Posted by: JosephMendiola   2008-02-13 23:21  

#10  Also, great videos of some of our stuff on you-tube. Just look around.
heh heh heh.
Posted by: 3dc   2008-02-13 22:08  

#9  Don't forget the Gundam either!
Posted by: 3dc   2008-02-13 22:05  

#8  The V1 was routinely shot down by fighters. The V2, on the other hand, was unstoppable.
Posted by: gromky   2008-02-13 21:24  

#7  i thought the V-1 was like the mother of our cruise missiles? and thanks for the answers on the USV.
Posted by: sinse   2008-02-13 20:17  

#6  I'm a big proponent of a "self-deployed" JDAM, somewhat like the BLADE that was mentioned. Right now, a US bomber can drop enough JDAMs to wipe out an enemy armored brigade, or an enemy fleet of ships, simultaneously.

However, there are two circumstances when that would not be optimal. When you just need a few JDAMs, or when you need a butt-load.

The Germans had a very, very good idea with the V-1 Buzzbomb, with its 1800 pound warhead. Such weapons cannot be stopped except with a ground invasion. Only a position defended with something like a Phalanx weapon is safe from them.

They are as quick and easy to set up as a Palestinian rocket. If we had a V-1 Company, they could set up in an hour and launch 20 such rockets at the same time. Best of all, other than their guidance system, they are extremely cheap. The Company would be leaving the area when they launched.

Maybe a 10th of the cost of an MLRS, and with a warhead three times as big and much more range.

A little simple math to determine the tallest object between launch site and target, then set altitude to be that +100 feet, and they are as hard to shoot down as a cruise missile.

Rockets and launchers could be moved with an ordinary 5 ton truck, each of which could comfortably carry four missiles and launchers.

The crew backs the truck up to each and slides launcher and the solid fuel fuselage down to the ground.
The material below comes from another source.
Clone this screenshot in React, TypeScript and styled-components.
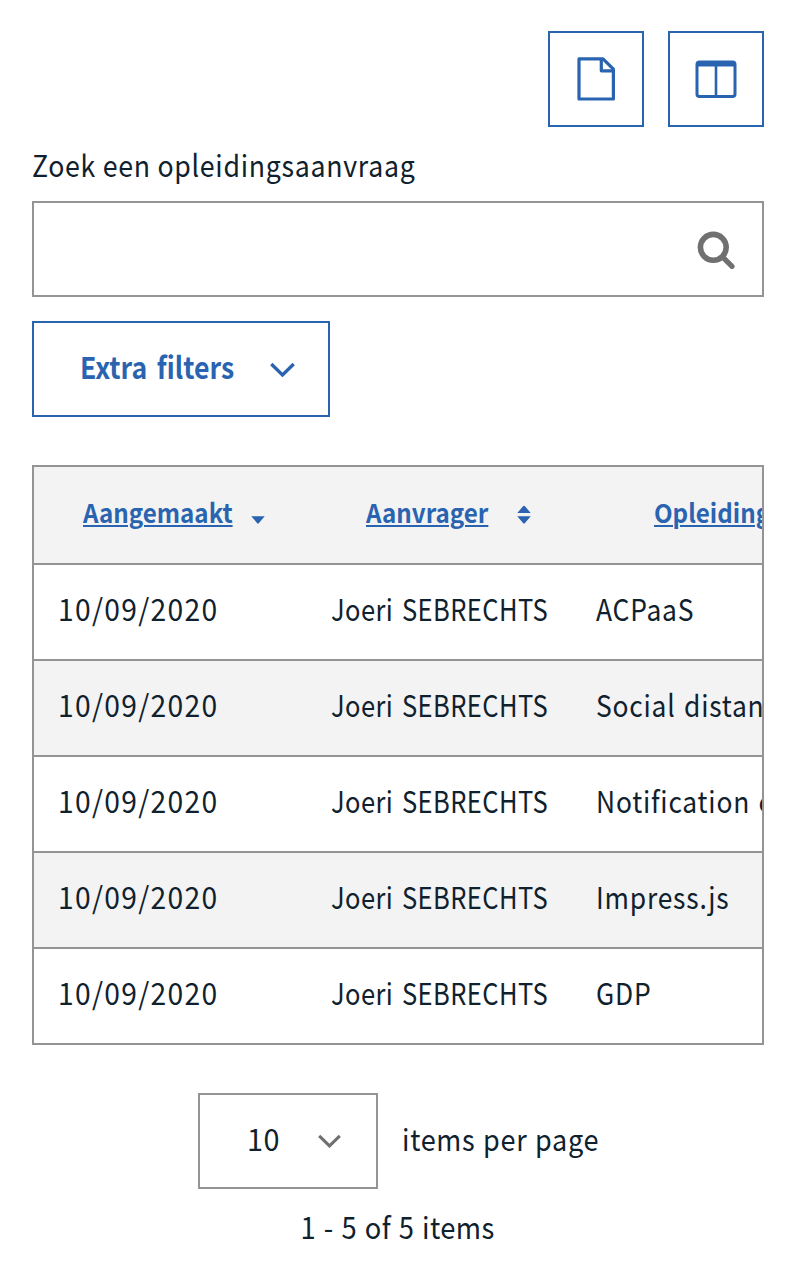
import React from "react";
import styled, { createGlobalStyle } from "styled-components";

const blue = "#2a64b0";
const line = "#949494";
const shade = "#f3f3f3";
const ink = "#10212e";
const grey = "#707070";

const GlobalStyle = createGlobalStyle`
  *, *::before, *::after { box-sizing: border-box; }
  body {
    margin: 0;
    background: #fff;
    color: ${ink};
    font-family: "Noto Sans CJK SC", "Noto Sans", sans-serif;
    font-size: 30px;
    line-height: 40px;
  }
  button, input { font: inherit; color: inherit; border-radius: 0; }
`;

const Page = styled.main`
  width: 796px;
  height: 1272px;
  padding: 31px 32px 0;
  overflow: hidden;
`;

const Toolbar = styled.div`
  display: flex;
  justify-content: flex-end;
  gap: 24px;
`;

const IconButton = styled.button`
  display: flex;
  align-items: center;
  justify-content: center;
  width: 96px;
  height: 96px;
  padding: 0;
  background: #fff;
  border: 2px solid ${blue};
`;

const Narrow = styled.span<{ $x: number; $gap?: number; $word?: number; $origin?: string }>`
  display: inline-block;
  white-space: pre;
  letter-spacing: ${(p) => p.$gap ?? 0}px;
  word-spacing: ${(p) => p.$word ?? 0}px;
  transform: scaleX(${(p) => p.$x});
  transform-origin: ${(p) => p.$origin ?? "left"} center;
`;

const Label = styled.label`
  display: flex;
  align-items: center;
  height: 74px;
`;

const SearchBox = styled.div`
  display: flex;
  align-items: center;
  height: 96px;
  padding-right: 24px;
  border: 2px solid ${line};
`;

const SearchInput = styled.input`
  flex: 1;
  height: 100%;
  padding: 0 24px;
  border: 0;
  outline: 0;
  background: transparent;
`;

const FilterButton = styled.button`
  display: flex;
  align-items: center;
  justify-content: space-between;
  width: 298px;
  height: 96px;
  margin-top: 24px;
  padding: 0 33px 0 46px;
  background: #fff;
  border: 2px solid ${blue};
  color: ${blue};
  font-weight: 700;
  white-space: nowrap;
`;

const Raised = styled.span<{ $by: number; $width?: number }>`
  display: block;
  flex: none;
  width: ${(p) => (p.$width ? `${p.$width}px` : "auto")};
  padding-bottom: ${(p) => p.$by * 2}px;
`;

const Table = styled.div`
  margin-top: 48px;
  border: 2px solid ${line};
  overflow: hidden;
`;

const Row = styled.div<{ $shaded?: boolean }>`
  display: grid;
  grid-template-columns: 273px 265px 300px;
  align-items: center;
  height: 96px;
  padding-bottom: 8px;
  border-top: 2px solid ${line};
  background: ${(p) => (p.$shaded ? shade : "#fff")};
`;

const HeadRow = styled(Row)`
  height: 96px;
  border-top: 0;
  padding-bottom: 6px;
  font-size: 26px;
`;

const Cell = styled.div`
  padding-left: 24px;
  white-space: nowrap;
`;

const HeadCell = styled.div<{ $left: number; $textWidth: number }>`
  display: grid;
  grid-template-columns: ${(p) => p.$textWidth}px auto;
  justify-content: start;
  align-items: center;
  padding-left: ${(p) => p.$left}px;
  color: ${blue};
  font-weight: 700;
`;

const HeadText = styled(Narrow)`
  justify-self: start;
  text-decoration: underline;
  text-decoration-thickness: 2px;
  text-underline-offset: 2px;
`;

const SortIcon = styled.svg`
  display: block;
  margin-top: 5px;
`;

const Pager = styled.div`
  display: flex;
  align-items: center;
  margin: 48px 0 0 166px;
`;

const PageSize = styled.button`
  display: flex;
  align-items: center;
  justify-content: space-between;
  width: 180px;
  height: 96px;
  margin-right: 24px;
  padding: 0 35px 0 47px;
  background: #fff;
  border: 2px solid ${line};
`;

const Count = styled.div`
  margin-top: 17px;
  text-align: center;
`;

const Chevron = ({ color, width }: { color: string; width: number }) => (
  <svg width={width} height={width * 0.6} viewBox="0 0 25 15" fill="none">
    <path d="M1.3 2L12.5 13L23.7 2" stroke={color} strokeWidth="3.3" />
  </svg>
);

const titles = ["ACPaaS", "Social distancing", "Notification engine", "Impress.js", "GDP"];

export default function App() {
  return (
    <Page>
      <GlobalStyle />
      <Toolbar>
        <IconButton aria-label="Document">
          <svg width="40" height="46" viewBox="0 0 40 46" fill="none" stroke={blue} strokeWidth="3.2" strokeLinejoin="round">
            <path d="M3 2.9H27L37.4 13.2V43H3Z" />
            <path d="M25.3 3V14.8H37.6" />
          </svg>
        </IconButton>
        <IconButton aria-label="Kolommen">
          <svg width="42" height="38" viewBox="0 0 42 38" fill="none" stroke={blue}>
            <rect x="2" y="2" width="38" height="34.4" rx="2.5" strokeWidth="3" />
            <path d="M2 3.8H40" strokeWidth="5.4" />
            <path d="M21 4V36" strokeWidth="2.6" />
          </svg>
        </IconButton>
      </Toolbar>

      <Label htmlFor="search">
        <Narrow $x={0.89} $gap={0.8}>Zoek een opleidingsaanvraag</Narrow>
      </Label>
      <SearchBox>
        <SearchInput id="search" />
        <svg width="42" height="42" viewBox="0 0 42 42" fill="none" stroke={grey}>
          <circle cx="17.3" cy="19.3" r="12.9" strokeWidth="5.6" />
          <path d="M27 29.3L36 38.3" strokeWidth="5.2" strokeLinecap="round" />
        </svg>
      </SearchBox>

      <FilterButton>
        <Raised $by={3} $width={156}>
          <Narrow $x={0.89} $word={4}>Extra filters</Narrow>
        </Raised>
        <Chevron color={blue} width={25} />
      </FilterButton>

      <Table>
        <HeadRow $shaded>
          <HeadCell $left={49} $textWidth={168}>
            <HeadText $x={0.93}>Aangemaakt</HeadText>
            <SortIcon width="14" height="20" viewBox="0 0 14 20" fill={blue}>
              <path d="M0.3 11.3H13.7L8 18Q7 19.2 6 18Z" />
            </SortIcon>
          </HeadCell>
          <HeadCell $left={59} $textWidth={151}>
            <HeadText $x={0.93}>Aanvrager</HeadText>
            <SortIcon width="14" height="20" viewBox="0 0 14 20" fill={blue}>
              <path d="M0.3 8H13.7L8 1.3Q7 0.1 6 1.3Z" />
              <path d="M0.3 11.3H13.7L8 18Q7 19.2 6 18Z" />
            </SortIcon>
          </HeadCell>
          <HeadCell $left={82} $textWidth={150}>
            <HeadText $x={0.93}>Opleiding</HeadText>
          </HeadCell>
        </HeadRow>
        {titles.map((title, i) => (
          <Row key={title} $shaded={i % 2 === 1}>
            <Cell>
              <Narrow $x={0.94} $gap={1.4}>10/09/2020</Narrow>
            </Cell>
            <Cell>
              <Narrow $x={0.85} $gap={0.5} $word={3}>Joeri SEBRECHTS</Narrow>
            </Cell>
            <Cell>
              <Narrow $x={0.88} $gap={0.9} $word={2}>{title}</Narrow>
            </Cell>
          </Row>
        ))}
      </Table>

      <Pager>
        <PageSize>
          <Raised $by={3}>
            <Narrow $x={0.96} $gap={0.5}>10</Narrow>
          </Raised>
          <Chevron color={grey} width={23} />
        </PageSize>
        <Raised $by={3}>
          <Narrow $x={0.9} $gap={0.8} $word={1}>items per page</Narrow>
        </Raised>
      </Pager>
      <Count>
        <Narrow $x={0.91} $gap={0.5} $word={1.2} $origin="center">1 - 5 of 5 items</Narrow>
      </Count>
    </Page>
  );
}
Then they attach snap on wings, and insert a GPS guidance device.

When all four are set, they drive off, and signal all four to launch. The launchers are expendable.
Posted by: Anonymoose   2008-02-13 19:03  

#5  There are unclassified research reports on unmanned surface and underwater vehicles, both, in US labs.

FWIW
Posted by: lotp   2008-02-13 18:55  

#4  I think 3dc is making reference to today's sex-bot article. USV = Un(wo)manned Sex Vehicle?
Posted by: Scooter McGruder   2008-02-13 18:45  

#3  3dc? we have USV or am I using the abbreviation wrong or what?
explain please i think me and you are the only ones who have looked at the article so far
Posted by: sinse   2008-02-13 18:26  

#2  We have everything!
For some reason, in the list, I didn't see UUVs mentioned. Some science bot list, heh!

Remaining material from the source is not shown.